During the 11th Century the sword makers of Toledo produced a sword so superior to any other that they became highly prized and sought after. As well as lightweight, it was very strong and held a sharp edge and could also be bent almost double over and over without breaking. Naturally these blacksmiths would not have known that the hammering also introduced a residual compressive stress which contributed to its strength
The process remained relatively unchanged until the industrial revolution when there were many experiments on the manipulation of metals, usually termed as “cold rolling”. This essentially replaced cold hammering and through trial and error brought about improvements in surface hardness and fatigue life.
During the 1920’s the benefits of mechanical pre-stressing were more understood and A C Sampietro, a renowned automotive engineer, was reputed to have said that fillets of crankshafts in European race cars were hand peened to improve fatigue life.

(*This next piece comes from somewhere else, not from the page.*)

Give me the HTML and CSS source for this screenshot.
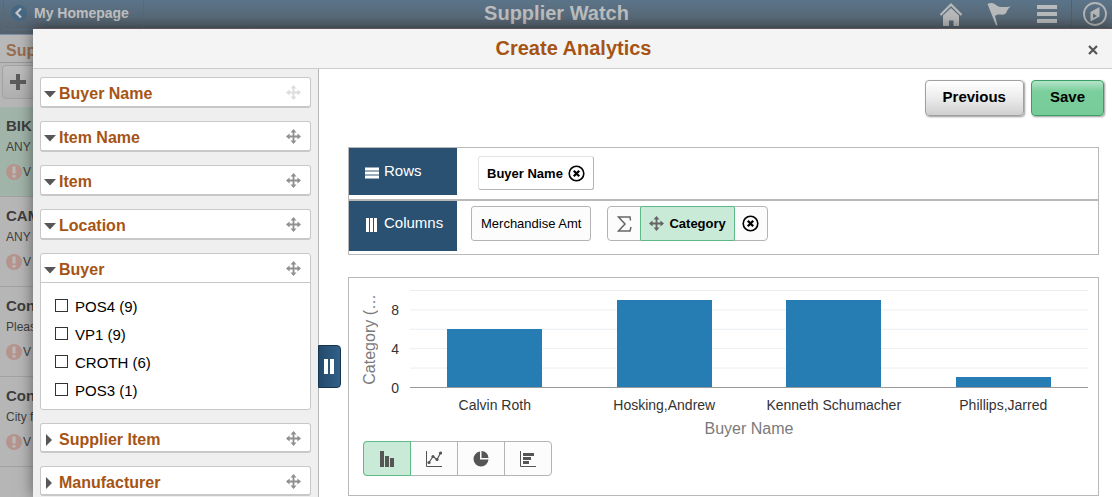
FILE: index.html
```html
<!DOCTYPE html>
<html lang="en">
<head>
<meta charset="utf-8">
<title>Supplier Watch</title>
<link rel="stylesheet" href="styles.css">
</head>
<body>
<svg class="defs" width="0" height="0" aria-hidden="true">
  <symbol id="move" viewBox="0 0 15 15">
    <path d="M7.500 1.500V13.500M1.500 7.500H13.500" stroke="currentColor" stroke-width="1.800" fill="none"/>
    <path d="M7.500 0L10.500 3.600H4.500zM7.500 15L4.500 11.400H10.500zM0 7.500L3.600 4.500V10.500zM15 7.500L11.400 10.500V4.500z" fill="currentColor"/>
  </symbol>
  <symbol id="remove" viewBox="0 0 17 17">
    <circle cx="8.500" cy="8.500" r="7.300" fill="none" stroke="currentColor" stroke-width="1.600"/>
    <path d="M5.800 5.800L11.200 11.200M11.200 5.800L5.800 11.200" stroke="currentColor" stroke-width="2.300"/>
  </symbol>
  <symbol id="alert" viewBox="0 0 16 16">
    <circle cx="8" cy="8" r="8" fill="#b5948e"/>
    <path d="M6.500 2.500H9.500V9.500H6.500zM6.500 11H9.500V13.500H6.500z" fill="#bcbab8"/>
  </symbol>
</svg>

<header class="topbar">
  <button class="back" type="button">
    <svg width="16" height="16" viewBox="0 0 16 16"><circle cx="8" cy="8" r="8" fill="#456782"/><path d="M10 3.500L5.500 8L10 12.500" fill="none" stroke="#c4c6c8" stroke-width="2.200"/></svg>
    My Homepage
  </button>
  <h1 class="page-title">Supplier Watch</h1>
  <nav class="tools">
    <button type="button" aria-label="Home"><svg width="24" height="24" viewBox="0 0 24 24"><path d="M1.500 13L12 2.500L22.500 13" fill="none" stroke="#b9babb" stroke-width="2.200"/><path d="M4 13.500L12 6L20 13.500V24H14.500V18.500H10V24H4z" fill="#b9babb"/></svg></button>
    <button type="button" aria-label="Notifications"><svg width="24" height="24" viewBox="0 0 24 24"><path d="M0.500 2C3 .5 6 .5 9 3C12 5.500 17 5.500 24 4.500C20 6.500 20.500 10 18 12C15 14 12 11 8 14L10.500 23L9 23.500z" fill="#b9babb"/></svg></button>
    <button type="button" aria-label="Actions"><svg width="20" height="18" viewBox="0 0 20 18"><path d="M0 0H20V4H0zM0 7H20V11H0zM0 14H20V18H0z" fill="#b9babb"/></svg></button>
    <button class="nav-btn" type="button" aria-label="Navigator"><svg width="24" height="24" viewBox="0 0 24 24"><circle cx="12" cy="12" r="11" fill="none" stroke="#b4b6b8" stroke-width="1.800"/><path fill-rule="evenodd" d="M7.500 10L16.500 5V14.500L7.500 19.500zM10 11.500V16L14 14z" fill="#b4b6b8"/></svg></button>
  </nav>
</header>

<aside class="list">
  <h2 class="list-title">Sup</h2>
  <div class="list-tools"><button class="add" type="button" aria-label="Add"><svg width="16" height="16" viewBox="0 0 16 16"><path d="M8 0V16M0 8H16" stroke="#5c5c5c" stroke-width="4"/></svg></button></div>
  <article class="item selected"><h3>BIK</h3><p>ANY</p><div class="flag"><svg width="16" height="16"><use href="#alert"/></svg>V</div></article>
  <article class="item"><h3>CAM</h3><p>ANY</p><div class="flag"><svg width="16" height="16"><use href="#alert"/></svg>V</div></article>
  <article class="item"><h3>Con</h3><p>Pleas</p><div class="flag"><svg width="16" height="16"><use href="#alert"/></svg>V</div></article>
  <article class="item"><h3>Con</h3><p>City f</p><div class="flag"><svg width="16" height="16"><use href="#alert"/></svg>V</div></article>
</aside>

<section class="dialog" role="dialog" aria-labelledby="dialog-title">
  <header class="dialog-head">
    <h2 id="dialog-title">Create Analytics</h2>
    <button class="close" type="button" aria-label="Close"><svg width="10" height="10" viewBox="0 0 10 10"><path d="M1 1L9 9M9 1L1 9" stroke="#555" stroke-width="2.200"/></svg></button>
  </header>
  <div class="dialog-body">
    <div class="facets">
      <section class="facet"><div class="facet-head"><button class="fold" type="button"><svg width="12" height="12" viewBox="0 0 12 12"><path d="M0 3H12L6 9.500z" fill="#575757"/></svg>Buyer Name</button><button class="drag off" type="button" aria-label="Move Buyer Name"><svg width="15" height="15"><use href="#move"/></svg></button></div></section>
      <section class="facet"><div class="facet-head"><button class="fold" type="button"><svg width="12" height="12" viewBox="0 0 12 12"><path d="M0 3H12L6 9.500z" fill="#575757"/></svg>Item Name</button><button class="drag" type="button" aria-label="Move Item Name"><svg width="15" height="15"><use href="#move"/></svg></button></div></section>
      <section class="facet"><div class="facet-head"><button class="fold" type="button"><svg width="12" height="12" viewBox="0 0 12 12"><path d="M0 3H12L6 9.500z" fill="#575757"/></svg>Item</button><button class="drag" type="button" aria-label="Move Item"><svg width="15" height="15"><use href="#move"/></svg></button></div></section>
      <section class="facet"><div class="facet-head"><button class="fold" type="button"><svg width="12" height="12" viewBox="0 0 12 12"><path d="M0 3H12L6 9.500z" fill="#575757"/></svg>Location</button><button class="drag" type="button" aria-label="Move Location"><svg width="15" height="15"><use href="#move"/></svg></button></div></section>
      <section class="facet open">
        <div class="facet-head"><button class="fold" type="button"><svg width="12" height="12" viewBox="0 0 12 12"><path d="M0 3H12L6 9.500z" fill="#575757"/></svg>Buyer</button><button class="drag" type="button" aria-label="Move Buyer"><svg width="15" height="15"><use href="#move"/></svg></button></div>
        <div class="options">
          <label><input type="checkbox">POS4 (9)</label>
          <label><input type="checkbox">VP1 (9)</label>
          <label><input type="checkbox">CROTH (6)</label>
          <label><input type="checkbox">POS3 (1)</label>
        </div>
      </section>
      <section class="facet closed"><div class="facet-head"><button class="fold" type="button"><svg width="12" height="12" viewBox="0 0 12 12"><path d="M2 0L8 6L2 12z" fill="#575757"/></svg>Supplier Item</button><button class="drag" type="button" aria-label="Move Supplier Item"><svg width="15" height="15"><use href="#move"/></svg></button></div></section>
      <section class="facet closed"><div class="facet-head"><button class="fold" type="button"><svg width="12" height="12" viewBox="0 0 12 12"><path d="M2 0L8 6L2 12z" fill="#575757"/></svg>Manufacturer</button><button class="drag" type="button" aria-label="Move Manufacturer"><svg width="15" height="15"><use href="#move"/></svg></button></div></section>
    </div>

    <main class="work">
      <button class="handle" type="button" aria-label="Toggle facets"><svg width="10" height="15" viewBox="0 0 10 15"><path d="M0 0H4V15H0zM6 0H10V15H6z" fill="#fff"/></svg></button>
      <div class="actions">
        <button class="btn" type="button">Previous</button>
        <button class="btn save" type="button">Save</button>
      </div>

      <div class="axes">
        <div class="axis rows">
          <div class="axis-name"><svg width="14" height="12" viewBox="0 0 14 12"><path d="M0 0H14V12H0z" fill="#98abba"/><path d="M0 1H14V3H0zM0 5H14V7H0zM0 9H14V11H0z" fill="#fff"/></svg>Rows</div>
          <div class="chips first">
            <div class="chip bold">Buyer Name<button class="icon" type="button" aria-label="Remove Buyer Name"><svg width="17" height="17"><use href="#remove"/></svg></button></div>
          </div>
        </div>
        <div class="axis cols">
          <div class="axis-name"><svg width="14" height="14" viewBox="0 0 14 14"><path d="M1 0H4V14H1zM5 0H8V14H5zM9 0H12V14H9z" fill="#fff"/></svg>Columns</div>
          <div class="chips">
            <div class="chip wide">Merchandise Amt</div>
            <div class="group">
              <button class="sum" type="button" aria-label="Aggregate"><svg width="15" height="16" viewBox="0 0 15 16"><path d="M13.500 4.500L13 1H1.500L8 8L1.500 15H13L14 11" fill="none" stroke="#666" stroke-width="1.500"/></svg></button>
              <button class="measure" type="button"><svg width="15" height="15"><use href="#move"/></svg>Category</button>
              <button class="sum" type="button" aria-label="Remove Category"><svg width="17" height="17"><use href="#remove"/></svg></button>
            </div>
          </div>
        </div>
      </div>

      <div class="chart-card">
        <div class="chart">
          <div class="y-title"><span>Category (…</span></div>
          <div class="ticks"><span>8</span><span>4</span><span>0</span></div>
          <div class="plot">
            <div class="band"><div class="bar" style="height:60%"></div></div>
            <div class="band"><div class="bar" style="height:90%"></div></div>
            <div class="band"><div class="bar" style="height:90%"></div></div>
            <div class="band"><div class="bar" style="height:10%"></div></div>
          </div>
          <div class="x-labels"><span>Calvin Roth</span><span>Hosking,Andrew</span><span>Kenneth Schumacher</span><span>Phillips,Jarred</span></div>
          <div class="x-title">Buyer Name</div>
        </div>
        <div class="types">
          <button class="on" type="button" aria-label="Bar chart"><svg width="14" height="16" viewBox="0 0 14 16"><path d="M0 0H4V16H0zM5 5H9V16H5zM10 7H14V16H10z" fill="#555"/></svg></button>
          <button type="button" aria-label="Line chart"><svg width="16" height="16" viewBox="0 0 16 16"><path d="M.5 0V15.500H16" fill="none" stroke="#555"/><path d="M3 11.500L7 5.500L11 8.500L14.500 2" fill="none" stroke="#555" stroke-width="1.200"/><circle cx="3" cy="11.500" r="1.600" fill="#555"/><circle cx="7" cy="5.500" r="1.600" fill="#555"/><circle cx="11" cy="8.500" r="1.600" fill="#555"/><circle cx="14.500" cy="2" r="1.600" fill="#555"/></svg></button>
          <button type="button" aria-label="Pie chart"><svg width="16" height="16" viewBox="0 0 16 16"><path d="M7 .5V8.500H15.500A7.500 7.500 0 1 1 7 .5z" fill="#555"/><path d="M8.500 0A7 7 0 0 1 15.500 7H8.500z" fill="#555"/></svg></button>
          <button type="button" aria-label="Horizontal bar chart"><svg width="16" height="16" viewBox="0 0 16 16"><path d="M.5 0V15.500H16" fill="none" stroke="#555"/><path d="M3 2H14V5H3zM3 6H11V9H3zM3 10H9V13H3z" fill="#555"/></svg></button>
        </div>
      </div>
    </main>
  </div>
</section>
</body>
</html>
```
FILE: styles.css
```css
* { box-sizing: border-box; }
body {
  margin: 0;
  height: 100vh;
  overflow: hidden;
  background: #b6b6b6;
  font-family: "Liberation Sans", Arial, sans-serif;
  color: #000;
}
h1, h2, h3, p { margin: 0; }
button { margin: 0; padding: 0; border: 0; background: none; font: inherit; color: inherit; }
svg { display: block; flex: none; }
.defs { position: absolute; }

.topbar {
  display: grid;
  grid-template-columns: 1fr auto 1fr;
  align-items: start;
  height: 35px;
  background: linear-gradient(#5b7489, #56636e 28px, #56636e);
  border-bottom: 1px solid #7b8ea8;
}
.back {
  justify-self: start;
  display: flex;
  align-items: center;
  gap: 7px;
  height: 30px;
  margin-left: 3px;
  padding: 0 14px 3px 7px;
  border: 1px solid #526b80;
  border-top: 0;
  font-size: 14px;
  font-weight: bold;
  color: #c0c1c2;
}
.page-title { padding-left: 1px; font-size: 20px; line-height: 26px; color: #bcbdbe; }
.tools { justify-self: end; display: flex; height: 28px; }
.tools button { display: flex; align-items: center; justify-content: center; width: 48px; }
.tools .nav-btn { width: 41px; padding-left: 5px; border-left: 1px solid #4b6174; }

.list { width: 33px; color: #3e3e3e; }
.list-title {
  height: 28px;
  padding: 0 6px;
  border-bottom: 1px solid #999;
  font-size: 16px;
  line-height: 31px;
  color: #986e50;
  background: #b8b8b8;
}
.list-tools { height: 44px; padding: 2px; }
.add {
  display: flex;
  align-items: center;
  width: 60px;
  height: 34px;
  padding-left: 7px;
  border: 1px solid #a2a2a2;
  border-radius: 4px;
  background: linear-gradient(#bebebe, #b0b0b0);
}
.item {
  height: 90px;
  padding: 9px 0 0 6px;
  border-bottom: 1px solid #a2a2a2;
  white-space: nowrap;
}
.selected { background: #a1b4a9; }
.item h3 { font-size: 15px; line-height: 20px; }
.item p { padding-top: 2px; font-size: 12px; line-height: 18px; }
.flag { display: flex; align-items: center; gap: 1px; padding-top: 7px; font-size: 12px; line-height: 18px; }

.dialog {
  position: absolute;
  inset: 28px 0 0 33px;
  display: flex;
  flex-direction: column;
  border-top: 1px solid #5d5358;
  background: #fff;
  box-shadow: 0 0 14px rgba(0, 0, 0, .5);
}
.dialog-head {
  display: grid;
  grid-template-columns: 1fr auto 1fr;
  align-items: center;
  height: 40px;
  flex: none;
  padding-left: 2px;
  border-bottom: 1px solid #ccc;
  background: #f4f4f4;
}
.dialog-head h2 { grid-column: 2; padding-bottom: 2px; font-size: 20px; line-height: 36px; color: #a65414; }
.close { justify-self: end; padding: 2px 14px 0 4px; }
.dialog-body { flex: 1; display: flex; min-height: 0; }

.facets {
  flex: none;
  display: flex;
  flex-direction: column;
  gap: 13px;
  width: 286px;
  padding: 8px 7px 0;
  overflow: hidden;
  border-right: 1px solid #b8b8b8;
  background: #efefef;
}
.facet {
  flex: none;
  border: 1px solid #c8c8c8;
  border-bottom-width: 2px;
  border-radius: 3px;
  background: #fff;
}
.facet-head { display: flex; justify-content: space-between; height: 28px; padding: 0 9px 0 3px; }
.closed .facet-head { height: 27px; }
.fold {
  display: flex;
  align-items: center;
  gap: 3px;
  padding-top: 3px;
  font-size: 16px;
  font-weight: bold;
  color: #a65414;
}
.closed .fold { padding-top: 4px; }
.drag { color: #909090; }
.drag.off { color: #ddd; }
.closed .drag { padding-top: 2px; }
.open { border-bottom-width: 1px; }
.open .facet-head { height: 29px; border-bottom: 1px solid #c8c8c8; }
.options { padding: 9px 14px 5px; }
.options label { display: flex; align-items: center; gap: 7px; height: 28px; font-size: 15px; }
.options input {
  appearance: none;
  width: 13px;
  height: 13px;
  margin: 0 0 2px;
  border: 1px solid #333;
  background: #fff;
}

.work { position: relative; flex: 1; min-width: 0; padding: 11px 8px 0 29px; }
.handle {
  position: absolute;
  left: -1px;
  top: 276px;
  display: flex;
  align-items: center;
  justify-content: center;
  width: 23px;
  height: 43px;
  padding-right: 2px;
  border: 1px solid #16364f;
  border-radius: 0 4px 4px 0;
  background: linear-gradient(90deg, #234a6c, #326088);
}
.actions { display: flex; justify-content: flex-end; gap: 7px; }
.btn {
  height: 36px;
  padding: 0 17px 3px;
  border: 1px solid #a0a0a0;
  border-radius: 4px;
  background: linear-gradient(#fff, #ececec 50%, #cfcfcf);
  box-shadow: 1px 1px 2px rgba(0, 0, 0, .4);
  font-size: 15px;
  font-weight: bold;
}
.save { padding: 0 18px 3px; border-color: #38a065; background: linear-gradient(#b5e4c8, #7bcf9d 30%, #76cb98); }

.axes { margin: 31px 5px 0 0; border: 1px solid #b8b8b8; }
.axis { display: flex; align-items: flex-start; }
.rows { height: 53px; border-bottom: 2px solid #b8b8b8; }
.cols { height: 53px; }
.axis-name {
  flex: none;
  display: flex;
  align-items: center;
  gap: 5px;
  width: 108px;
  height: 47px;
  padding: 0 0 2px 16px;
  background: #2a5172;
  color: #fff;
  font-size: 15px;
}
.axis-name svg { margin-top: 4px; }
.cols .axis-name { height: 50px; padding-bottom: 7px; }
.chips { display: flex; gap: 16px; padding: 5px 0 0 14px; font-size: 13px; }
.chips.first { padding: 8px 0 0 21px; }
.chip {
  display: flex;
  align-items: center;
  gap: 5px;
  height: 35px;
  padding: 0 8px;
  border: 1px solid #b4b4b4;
  border-radius: 3px;
  background: #fcfcfc;
}
.chip.wide { padding: 0 9px; }
.chip.bold { height: 34px; border-color: #e4e4e4 #b4b4b4 #b4b4b4 #e4e4e4; background: #fff; font-weight: bold; }
.group { display: flex; height: 35px; border: 1px solid #b4b4b4; border-radius: 4px; background: #fcfcfc; }
.sum { display: flex; align-items: center; justify-content: center; width: 32px; }
.measure {
  display: flex;
  align-items: center;
  gap: 5px;
  margin: -1px 0;
  padding: 0 8px;
  border: 1px solid #5dba87;
  border-radius: 2px;
  background: #c9ead7;
  font-weight: bold;
}
.measure svg { color: #666; }

.chart-card { margin: 22px 5px 0 0; padding: 12px 10px 19px 14px; border: 1px solid #b8b8b8; }
.chart { display: grid; grid-template-columns: 14px 21px 1fr; grid-template-rows: 98px auto auto; column-gap: 6px; }
.y-title { display: flex; align-items: center; justify-content: center; color: #7a7a7a; font-size: 16px; }
.y-title span { writing-mode: vertical-rl; transform: rotate(180deg); white-space: nowrap; }
.ticks {
  display: flex;
  flex-direction: column;
  gap: 21px;
  padding: 11px 5px 0 0;
  text-align: right;
  color: #333;
  font-size: 14px;
  line-height: 18px;
}
.plot {
  display: grid;
  grid-template-columns: repeat(4, 1fr);
  border-bottom: 1px solid #999;
  background: linear-gradient(#e9eef0 1px, transparent 1px) 0 0 / 100% 20%;
}
.band { display: flex; align-items: flex-end; justify-content: center; }
.bar { width: 56%; background: #267db3; }
.x-labels {
  grid-column: 3;
  display: grid;
  grid-template-columns: repeat(4, 1fr);
  padding-top: 7px;
  text-align: center;
  white-space: nowrap;
  color: #333;
  font-size: 14px;
  line-height: 20px;
}
.x-title { grid-column: 3; padding-top: 3px; text-align: center; color: #7a7a7a; font-size: 16px; line-height: 22px; }
.types { display: inline-flex; margin-top: 1px; border: 1px solid #b4b4b4; border-radius: 4px; background: #fcfcfc; }
.types button { display: flex; align-items: center; justify-content: center; width: 47px; height: 33px; border-right: 1px solid #b4b4b4; }
.types button:last-child { width: 46px; border-right: 0; }
.types .on { height: 35px; margin: -1px 0 -1px -1px; width: 48px; border: 1px solid #5dba87; border-radius: 4px 0 0 4px; background: #c9ead7; }
```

The earliest published work on shot peening was by E G Herbert in March 1927, where he wrote an article on “work-hardening of steel by abrasion”, this was followed by an article published by Mr O Poppl in April 1929 citing an experiment on five fatigue specimens which were partially peened. Of the five – four of these broke in the non-peened area under fatigue loading, but in the areas that were peened, there was no detrimental effect or fatigue. This proved that by using peening fatigue life could be improved.
After much research the question of when and how the process of shot peening was formally discovered appears to have been between 1927 and 1929, with the automotive industry taking a further lead by introducing it into their specification for the manufacture of the Cadillac Valve springs in December 1929.
The process of controlled shot peening continues to be developed and improved as new materials emerge and change with the introduction of specifically designed robotic equipment and advances in material testing and analytical services.